If you're in a wheelchair or have back problems

  • Small and shallow fridges allow for easier access to items.
  • A bottom-mounted freezer tends to make using both compartments easier – a higher freezer may be almost impossible to reach as well as clean.
  • If you use the freezer a lot, you may prefer it on top, to minimise bending. If you don't, go for a bottom-mounted freezer so that the fresh-food compartment is at a handy height.
  • Temperature controls should be easy to reach without bending.
  • Check where the temperature controls are positioned in the fresh-food compartment: they're often towards the top and back, so you may need help to adjust them.
  • Drawers or baskets that slide out easily in a bottom-mounted freezer also improve accessibility.

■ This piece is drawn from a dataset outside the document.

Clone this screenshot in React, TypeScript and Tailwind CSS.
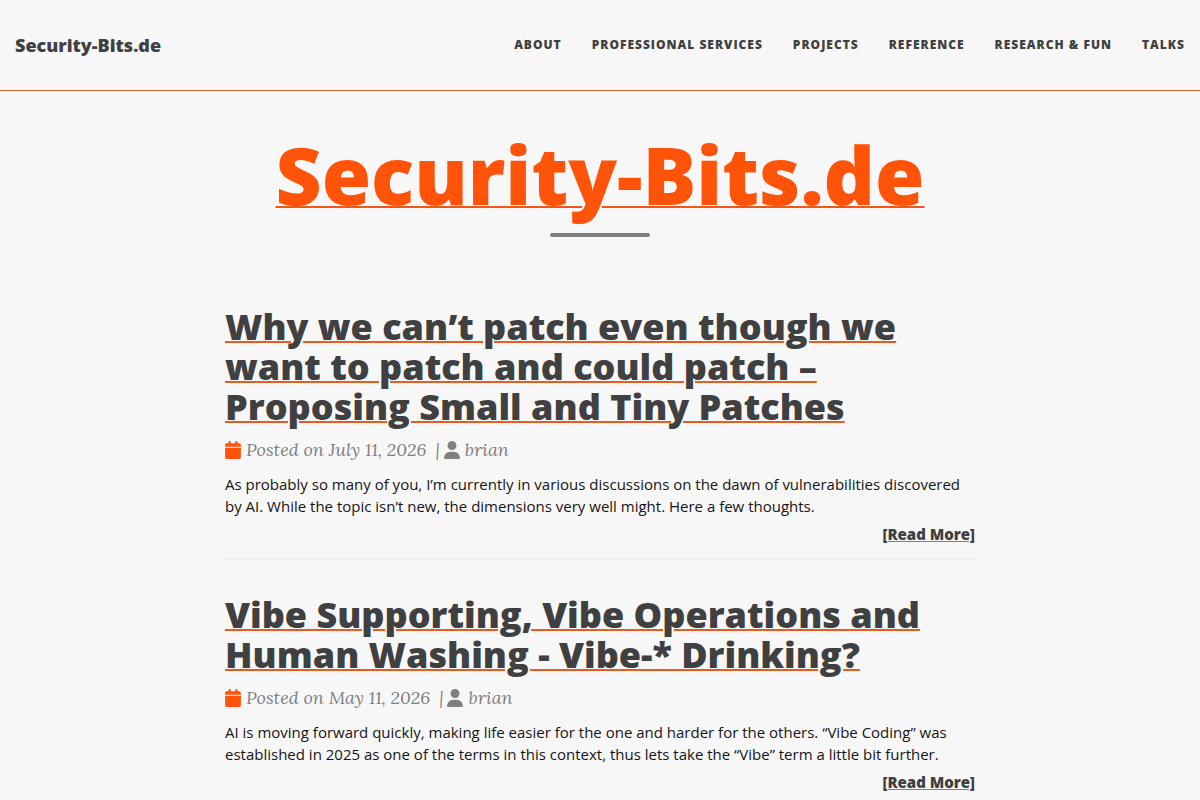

But access to all of the fresh food, and in some cases the chiller, may be impossible with a large fridge.
  • Handles running vertically down the side of the door are easier to use.

If you have an upper limb impairment

  • The old-fashioned D-type handles are much easier for people with arthritis and lack of hand strength to use, but most modern fridges don't have them.
  • Push-button controls are suitable for most people but may not suit those with tremors. In this case, controls with large knobs or slide-bars are better.
  • Look for controls at the front of the compartment.
  • Wire shelves and perforated door shelves are harder to clean and don't contain spills.
  • You'll probably find two small crisper drawers easier to handle than a single large one. Make sure chillers, crispers etc. pull out smoothly and are stable once open – some tend to fall all the way out. People with tremors will find crispers with tracks harder to replace after removing them.
  • Avoid small and tightly-spaced shelf guides, as lining up the shelf to slide it in can be tricky.

If you're vision impaired

  • Opt for good internal lighting and clearly marked controls.
  • Look for strong contrast on labels - such as black or navy blue on a white background - and between features (such as crispers) and their surroundings.

For people with cognitive or memory impairment

  • Some electronic fridges sound a warning alarm if they're left open, which can be a useful reminder. However, this depends on the individual – some may find it confusing.
  • Look for intuitive, simple controls and labelling. 
  • Food should be seen easily – for example, wire baskets in the freezer are better than ones with opaque plastic fronts.